Formula Used: he kinetic energy and potential energy of a particle performing SHM is given by:

K.E = $\dfrac{1}{2}m{\omega ^2}\left( {{A^2} - {x^2}} \right)$
P.E = $\dfrac{1}{2}m{\omega ^2}{x^2}$

Complete step by step answer:
Consider a particle of mass m, performing linear simple harmonic motion.
We take three cases when displacement of the particle, x varies.

Case1: Particle is at displacement x from the mean position O.
Here kinetic energy of the particle is:
 $KE = \dfrac{1}{2}m{\omega ^2}({A^2} - {x^2})$
Potential Energy of particle at x:
$PE = \dfrac{1}{2}m{\omega ^2}{x^2}$
Hence, Total energy = KE+PE
$ \Rightarrow \dfrac{1}{2}m{\omega ^2}({A^2} - {x^2}) + \dfrac{1}{2}m{\omega ^2}{x^2}$
$ \Rightarrow \dfrac{1}{2}m{\omega ^2}({A^2} - {x^2} + {x^2})$
$ \Rightarrow \dfrac{1}{2}m{\omega ^2}{A^2}$ ………eq1
Case2: Particle is at mean position i.e. x=0

Here, kinetic energy of particle is:
$KE = \dfrac{1}{2}m{\omega ^2}({A^2} - {x^2})$
$ \Rightarrow \dfrac{1}{2}m{\omega ^2}({A^2} - {0^2}) = \dfrac{1}{2}m{\omega ^2}{A^2}$
Potential energy at x=0 is:
$PE = \dfrac{1}{2}m{\omega ^2}{x^2}$
$ \Rightarrow \dfrac{1}{2}m{\omega ^2}{0^2} \Rightarrow 0$
Hence, total energy=KE+PE
 $ \Rightarrow \dfrac{1}{2}m{\omega ^2}{A^2} + 0$
$ \Rightarrow \dfrac{1}{2}m{\omega ^2}{A^2}$ ……………eq2
Case3: Particle at maximum displacement from mean position i.e. x=A (A=Amplitude of SHM)
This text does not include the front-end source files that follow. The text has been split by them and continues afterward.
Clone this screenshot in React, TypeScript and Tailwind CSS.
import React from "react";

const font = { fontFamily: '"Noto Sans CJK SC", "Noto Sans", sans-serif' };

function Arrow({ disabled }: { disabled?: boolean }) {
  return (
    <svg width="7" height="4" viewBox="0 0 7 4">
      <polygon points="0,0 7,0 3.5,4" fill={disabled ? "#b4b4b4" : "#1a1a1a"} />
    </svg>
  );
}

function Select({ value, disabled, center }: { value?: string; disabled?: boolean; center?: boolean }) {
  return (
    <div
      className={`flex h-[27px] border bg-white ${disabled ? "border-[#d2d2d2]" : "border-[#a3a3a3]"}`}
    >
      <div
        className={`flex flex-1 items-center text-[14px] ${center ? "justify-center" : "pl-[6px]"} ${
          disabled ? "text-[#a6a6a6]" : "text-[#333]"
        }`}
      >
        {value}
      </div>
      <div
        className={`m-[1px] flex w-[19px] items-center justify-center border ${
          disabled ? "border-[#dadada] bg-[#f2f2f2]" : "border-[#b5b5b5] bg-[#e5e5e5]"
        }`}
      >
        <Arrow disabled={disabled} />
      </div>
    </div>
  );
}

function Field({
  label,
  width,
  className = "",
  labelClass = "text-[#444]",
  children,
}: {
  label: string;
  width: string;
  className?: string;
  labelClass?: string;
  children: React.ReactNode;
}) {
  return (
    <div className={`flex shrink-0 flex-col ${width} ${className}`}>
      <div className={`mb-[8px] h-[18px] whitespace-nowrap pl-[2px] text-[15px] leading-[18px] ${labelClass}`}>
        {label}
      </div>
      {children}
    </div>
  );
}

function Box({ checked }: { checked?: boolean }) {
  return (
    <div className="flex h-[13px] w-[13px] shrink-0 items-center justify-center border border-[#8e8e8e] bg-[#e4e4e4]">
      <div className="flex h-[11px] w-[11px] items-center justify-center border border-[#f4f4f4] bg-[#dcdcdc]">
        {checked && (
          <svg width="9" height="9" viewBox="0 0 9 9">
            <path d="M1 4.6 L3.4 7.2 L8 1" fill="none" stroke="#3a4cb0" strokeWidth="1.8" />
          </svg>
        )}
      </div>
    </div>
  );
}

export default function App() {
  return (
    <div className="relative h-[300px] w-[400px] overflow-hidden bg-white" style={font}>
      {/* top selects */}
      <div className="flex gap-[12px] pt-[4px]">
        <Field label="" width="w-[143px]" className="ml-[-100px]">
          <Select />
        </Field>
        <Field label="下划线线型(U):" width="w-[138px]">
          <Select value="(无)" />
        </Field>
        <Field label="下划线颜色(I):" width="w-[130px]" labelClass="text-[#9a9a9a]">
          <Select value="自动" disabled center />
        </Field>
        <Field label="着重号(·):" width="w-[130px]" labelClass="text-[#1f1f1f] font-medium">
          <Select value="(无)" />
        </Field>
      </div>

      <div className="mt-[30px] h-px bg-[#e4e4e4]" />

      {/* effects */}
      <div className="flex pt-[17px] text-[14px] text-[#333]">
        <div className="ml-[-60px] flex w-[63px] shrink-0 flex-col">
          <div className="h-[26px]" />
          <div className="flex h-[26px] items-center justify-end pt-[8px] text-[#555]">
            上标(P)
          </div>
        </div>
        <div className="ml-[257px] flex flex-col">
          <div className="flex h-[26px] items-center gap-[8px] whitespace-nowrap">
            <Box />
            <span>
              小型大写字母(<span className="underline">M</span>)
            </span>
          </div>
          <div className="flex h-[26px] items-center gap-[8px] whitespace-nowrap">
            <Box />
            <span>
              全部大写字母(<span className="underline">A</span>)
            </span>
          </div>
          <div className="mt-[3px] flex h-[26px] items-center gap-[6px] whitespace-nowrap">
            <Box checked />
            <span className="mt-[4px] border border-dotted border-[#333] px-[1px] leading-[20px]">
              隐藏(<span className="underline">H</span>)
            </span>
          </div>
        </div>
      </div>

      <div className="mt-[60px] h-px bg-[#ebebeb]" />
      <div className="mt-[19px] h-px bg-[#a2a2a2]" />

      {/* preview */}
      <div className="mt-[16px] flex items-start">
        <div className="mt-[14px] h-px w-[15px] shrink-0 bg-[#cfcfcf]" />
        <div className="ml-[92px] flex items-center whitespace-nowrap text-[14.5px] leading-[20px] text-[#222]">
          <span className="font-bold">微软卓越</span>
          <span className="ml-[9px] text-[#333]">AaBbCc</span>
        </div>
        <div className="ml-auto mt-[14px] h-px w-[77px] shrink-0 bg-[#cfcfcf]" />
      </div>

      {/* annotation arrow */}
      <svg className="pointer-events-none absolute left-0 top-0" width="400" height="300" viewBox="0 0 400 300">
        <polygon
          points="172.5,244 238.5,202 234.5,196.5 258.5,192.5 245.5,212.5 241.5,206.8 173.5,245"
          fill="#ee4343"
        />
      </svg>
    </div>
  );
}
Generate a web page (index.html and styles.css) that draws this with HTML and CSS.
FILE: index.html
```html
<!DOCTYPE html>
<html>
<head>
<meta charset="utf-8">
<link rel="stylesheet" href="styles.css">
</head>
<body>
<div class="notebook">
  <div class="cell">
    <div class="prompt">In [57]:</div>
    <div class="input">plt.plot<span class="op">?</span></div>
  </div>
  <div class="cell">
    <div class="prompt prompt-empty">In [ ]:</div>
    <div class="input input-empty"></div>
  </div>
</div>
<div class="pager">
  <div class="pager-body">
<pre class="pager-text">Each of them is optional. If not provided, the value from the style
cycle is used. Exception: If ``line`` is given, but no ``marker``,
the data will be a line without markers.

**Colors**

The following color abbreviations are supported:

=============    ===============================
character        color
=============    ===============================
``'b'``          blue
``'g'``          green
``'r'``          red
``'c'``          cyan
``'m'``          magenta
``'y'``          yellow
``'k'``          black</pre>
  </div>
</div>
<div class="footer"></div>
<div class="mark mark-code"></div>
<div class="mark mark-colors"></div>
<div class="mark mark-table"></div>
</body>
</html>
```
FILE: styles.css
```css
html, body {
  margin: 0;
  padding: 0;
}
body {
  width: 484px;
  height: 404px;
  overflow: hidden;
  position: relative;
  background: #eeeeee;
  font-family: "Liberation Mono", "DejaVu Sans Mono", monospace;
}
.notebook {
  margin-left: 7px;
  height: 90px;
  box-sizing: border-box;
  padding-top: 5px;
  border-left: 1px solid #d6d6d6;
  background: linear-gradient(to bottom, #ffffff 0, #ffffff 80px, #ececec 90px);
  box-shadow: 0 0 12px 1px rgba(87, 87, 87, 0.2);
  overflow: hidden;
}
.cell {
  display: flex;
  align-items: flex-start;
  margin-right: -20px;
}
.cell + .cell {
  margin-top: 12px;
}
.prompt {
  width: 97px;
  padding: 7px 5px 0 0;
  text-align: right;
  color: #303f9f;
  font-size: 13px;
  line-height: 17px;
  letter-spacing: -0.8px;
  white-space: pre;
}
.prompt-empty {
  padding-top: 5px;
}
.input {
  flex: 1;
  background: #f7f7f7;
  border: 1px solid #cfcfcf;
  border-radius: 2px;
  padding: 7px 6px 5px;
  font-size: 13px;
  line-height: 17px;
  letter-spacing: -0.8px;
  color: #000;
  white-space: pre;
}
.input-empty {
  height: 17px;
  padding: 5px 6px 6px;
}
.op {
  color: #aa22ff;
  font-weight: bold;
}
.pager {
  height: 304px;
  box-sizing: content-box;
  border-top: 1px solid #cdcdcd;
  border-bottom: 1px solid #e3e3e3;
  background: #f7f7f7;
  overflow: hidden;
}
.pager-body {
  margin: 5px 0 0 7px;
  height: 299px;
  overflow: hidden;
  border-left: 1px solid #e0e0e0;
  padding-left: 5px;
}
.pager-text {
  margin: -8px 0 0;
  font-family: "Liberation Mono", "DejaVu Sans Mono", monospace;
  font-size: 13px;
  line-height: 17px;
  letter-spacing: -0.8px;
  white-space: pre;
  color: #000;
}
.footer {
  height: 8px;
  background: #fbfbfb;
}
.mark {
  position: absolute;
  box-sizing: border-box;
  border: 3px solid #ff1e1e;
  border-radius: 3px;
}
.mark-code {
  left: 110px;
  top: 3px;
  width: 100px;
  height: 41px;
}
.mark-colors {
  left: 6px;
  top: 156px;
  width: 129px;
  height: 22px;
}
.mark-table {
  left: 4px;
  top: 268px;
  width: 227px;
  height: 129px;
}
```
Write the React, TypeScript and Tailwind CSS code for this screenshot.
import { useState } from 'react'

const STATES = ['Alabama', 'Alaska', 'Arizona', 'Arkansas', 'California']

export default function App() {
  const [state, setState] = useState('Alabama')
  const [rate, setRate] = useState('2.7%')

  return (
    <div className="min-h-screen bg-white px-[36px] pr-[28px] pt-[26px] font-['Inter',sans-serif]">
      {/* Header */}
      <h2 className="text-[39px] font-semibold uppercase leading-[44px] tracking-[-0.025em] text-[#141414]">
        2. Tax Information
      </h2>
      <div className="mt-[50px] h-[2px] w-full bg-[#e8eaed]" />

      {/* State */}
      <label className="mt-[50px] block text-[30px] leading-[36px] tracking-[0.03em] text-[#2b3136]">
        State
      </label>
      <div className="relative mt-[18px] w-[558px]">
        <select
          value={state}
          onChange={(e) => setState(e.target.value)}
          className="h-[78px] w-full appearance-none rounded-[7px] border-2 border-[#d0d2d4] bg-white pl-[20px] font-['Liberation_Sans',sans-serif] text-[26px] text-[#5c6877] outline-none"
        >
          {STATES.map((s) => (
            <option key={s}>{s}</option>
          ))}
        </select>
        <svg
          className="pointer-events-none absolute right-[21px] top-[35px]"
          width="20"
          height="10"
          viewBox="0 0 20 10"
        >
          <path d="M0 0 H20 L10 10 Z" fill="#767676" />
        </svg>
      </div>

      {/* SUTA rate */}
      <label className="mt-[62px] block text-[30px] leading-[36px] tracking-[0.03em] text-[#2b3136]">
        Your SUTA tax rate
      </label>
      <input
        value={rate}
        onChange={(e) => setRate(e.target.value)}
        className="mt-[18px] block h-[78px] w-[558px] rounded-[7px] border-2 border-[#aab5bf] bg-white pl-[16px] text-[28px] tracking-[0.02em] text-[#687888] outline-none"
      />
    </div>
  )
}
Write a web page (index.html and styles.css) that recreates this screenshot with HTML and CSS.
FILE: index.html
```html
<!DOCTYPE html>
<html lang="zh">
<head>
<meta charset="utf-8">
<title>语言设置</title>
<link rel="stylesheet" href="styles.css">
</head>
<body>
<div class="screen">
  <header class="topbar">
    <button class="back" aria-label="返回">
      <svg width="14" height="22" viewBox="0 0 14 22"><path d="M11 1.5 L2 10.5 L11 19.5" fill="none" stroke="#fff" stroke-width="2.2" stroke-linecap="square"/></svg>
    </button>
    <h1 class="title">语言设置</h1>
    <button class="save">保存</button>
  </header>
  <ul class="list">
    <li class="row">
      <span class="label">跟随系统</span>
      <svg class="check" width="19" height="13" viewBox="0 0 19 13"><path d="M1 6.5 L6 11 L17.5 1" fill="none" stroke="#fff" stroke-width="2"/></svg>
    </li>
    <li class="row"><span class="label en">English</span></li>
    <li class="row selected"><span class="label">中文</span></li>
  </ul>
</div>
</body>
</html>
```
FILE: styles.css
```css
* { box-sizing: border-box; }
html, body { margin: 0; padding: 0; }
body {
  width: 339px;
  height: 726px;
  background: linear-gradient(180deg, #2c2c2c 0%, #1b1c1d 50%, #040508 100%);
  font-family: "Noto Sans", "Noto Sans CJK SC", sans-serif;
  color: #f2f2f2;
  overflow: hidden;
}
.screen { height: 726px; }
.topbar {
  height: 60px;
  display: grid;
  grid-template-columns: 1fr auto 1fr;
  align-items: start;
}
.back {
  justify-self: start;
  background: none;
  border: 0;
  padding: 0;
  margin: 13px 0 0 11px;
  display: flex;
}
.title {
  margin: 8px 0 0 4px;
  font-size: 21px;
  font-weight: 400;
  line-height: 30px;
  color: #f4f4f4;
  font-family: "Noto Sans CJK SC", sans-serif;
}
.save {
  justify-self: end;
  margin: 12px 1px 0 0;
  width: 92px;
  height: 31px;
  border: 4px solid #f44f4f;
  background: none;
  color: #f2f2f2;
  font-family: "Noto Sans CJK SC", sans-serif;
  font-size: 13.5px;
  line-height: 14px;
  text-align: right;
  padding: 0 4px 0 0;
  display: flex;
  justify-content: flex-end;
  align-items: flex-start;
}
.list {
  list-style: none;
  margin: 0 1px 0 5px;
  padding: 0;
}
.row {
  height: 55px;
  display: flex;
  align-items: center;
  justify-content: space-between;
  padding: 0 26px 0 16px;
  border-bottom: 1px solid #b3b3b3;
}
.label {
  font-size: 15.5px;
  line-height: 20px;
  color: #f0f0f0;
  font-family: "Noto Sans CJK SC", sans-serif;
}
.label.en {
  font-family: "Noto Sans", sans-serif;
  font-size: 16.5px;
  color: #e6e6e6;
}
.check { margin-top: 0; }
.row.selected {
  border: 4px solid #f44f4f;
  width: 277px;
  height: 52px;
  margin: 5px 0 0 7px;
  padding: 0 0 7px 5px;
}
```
Here, kinetic energy of particle is:
$KE = \dfrac{1}{2}m{\omega ^2}({A^2} - {x^2})$ $ \Rightarrow \dfrac{1}{2}m{\omega ^2}({A^2} - {A^2}) \Rightarrow 0$
Potential energy of particle is:
$PE = \dfrac{1}{2}m{\omega ^2}{x^2}$ $ \Rightarrow \dfrac{1}{2}m{\omega ^2}{A^2}$
Hence, total energy=KE+PE
 $ \Rightarrow 0 + \dfrac{1}{2}m{\omega ^2}{A^2}$ $ \Rightarrow \dfrac{1}{2}m{\omega ^2}{A^2}$ ……………eq3
From equations 1, 2 and 3, we can observe that the total energy of the particle performing linear simple harmonic motion at any point in its path, remains constant.
Hence Proved.
Variation of kinetic energy and potential energy w.r.t. instantaneous displacement is:

Note:The kinetic energy and potential energy of the particle in SHM can also be given in the terms of phase angle.
So, considering the particle to be at mean position at time t = 0, the equations for its displacement will be given by:
$x = A\sin \omega t$
So, we get:
K.E = $\dfrac{1}{2}m{\omega ^2}{A^2}{\cos ^2}\omega t$
P.E = $\dfrac{1}{2}m{\omega ^2}{A^2}{\sin ^2}\omega t$
Adding them the total energy will again come out to be constant.